Conquering your mindset is the first step to having a great radio interview! And there are other things that you can do before, during and after the interview to maximise the PR value for your business too. Here’s my 15 top tips:
Before the interview
#1 Make a plan! With my love for all things ‘organisation’ you knew there’d be a list at the top of the list right? This is THE most important tip I have. Make a plan for the interview with a list of all the points you want to get across and then highlight a key word in each point so that you can scan your list quickly in the interview and find a relevant point to make.
#2 Send them your bio – help the interviewer out by sending them a short bio that they can use as part of a trail for their show and to introduce you before the interview. Read it out loud to make sure it’s not too wordy. Keep it succinct. If the interviewer DOESN’T use it to introduce you and just says “Thanks for being here.” then you’ve got your first 15-20 seconds summary right there in front of you.
#3 Write a closing list. At the end of the interview, if you’re lucky, the interviewer will ask what you’re top 3 tips are about the subject you’re talking about. Prepare for this by writing that list in advance, keeping the answers short and to the point. Now, write ONE MORE tip that you think you’ll need, that way if the interviewer asks “and is there anything else you’d like to say?” you’ve got that killer last point to make.
#4 Do your research – the internet is a wonderful tool for researching so find out as much as you can about your interviewer and the station so that you don’t make any faux pas like pronouncing their name wrong.
#5 Practice, but not too much – it’s a good idea to practice speaking through your points as though someone is interviewing you. Speak slowly and clearly. In an interview, especially your first, it’s natural to speak too quickly so try to slow your speech down a bit more than normal. It might sound strange to you but it will come across better on air.
During the interview
#6 Get comfortable – for the interview itself go to a quiet room and make sure everyone knows you can’t be disturbed. (When my kids were small I arranged interviews for when they were in bed so there weren’t any “Muuuuuummmm!” moments on air!) Turn off your phone and if you’re sitting in the kitchen make sure your dishwasher and radio aren’t on. Spread your notes out in front of you so that you can refer to them easily without scrabbling around on-air.
#7 SMILE when you’re speaking – it will brighten your voice! If you’re feeling nervous stand-up while you’re talking.
#8 Use the interviewer’s name – you’ll know the interviewer’s name from your research so you can use it sparingly in the interview. To the listeners’ ears, you will sound more experienced than you are.
#9 Water – Have a glass of water next to you in case you get dry while you’re talking.
#10 Keep going – if you stumble on a word keep going. Dead air time is the worst thing for an interviewer and most listeners probably won’t even notice your slip-up.
#11 Don’t use jargon – if you’re speaking about a technical subject don’t use jargon or abbreviations. Sounds obvious but it’s easy to use terminology that’s familiar to you without thinking about it.

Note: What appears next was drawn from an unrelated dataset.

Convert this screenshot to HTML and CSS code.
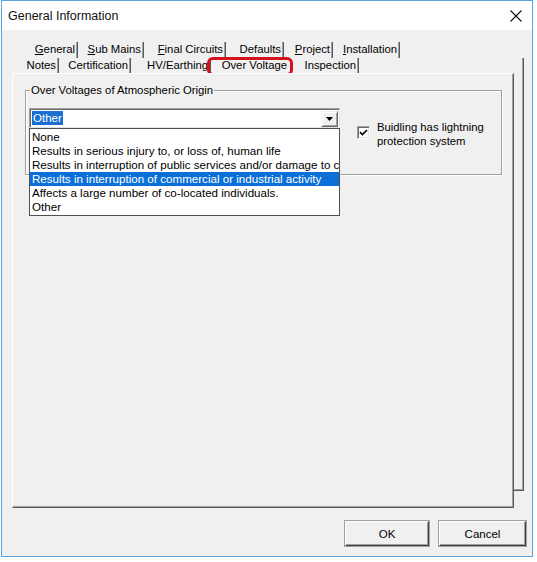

#12 Keep to your plan – unless you’re really experienced in being interviewed stick to your points and try not to go off-topic. If you’re not sure how to answer the question ask them to repeat it to buy yourself some time to skim through your highlighted points and direct your answer to one of them. Don’t oversell – the audience isn’t interested in sales speak – but, importantly, don’t pretend to know about something if you don’t!
After the interview
#13 Learn from your experience. A lot of local radio stations are online so you can record your interview and play it back afterwards. Try not to be too critical of yourself – before I started my own podcast I HATED hearing myself speak! – but look instead at what went really well and what you could improve on. Did you speak too fast or too slow? Did you hesitate or use a few too many ummms or errrs? Make a mental note for next time.
#14 Promote the interview – if the interview went well ask the interviewer if they would be kind enough to send you an MP3 of the interview that you can put on your website and share a link to it across your social media channels. Be sure to namecheck the interviewer in your posts so that they can retweet or share it too. Something like “It was such a pleasure to chat to <name> on <radio station> today about <subject>. Did you miss it? Listen here <add link> where I share my top tips for/how you can…”
#15 Stay in touch. After your interview, it’s nice to send an email thanking the interviewer and a handwritten note is even better. Include your contact details and say you’d be happy to comment on any subjects or news stories relevant to the nature of your business/blog. You never know, they might invite you back!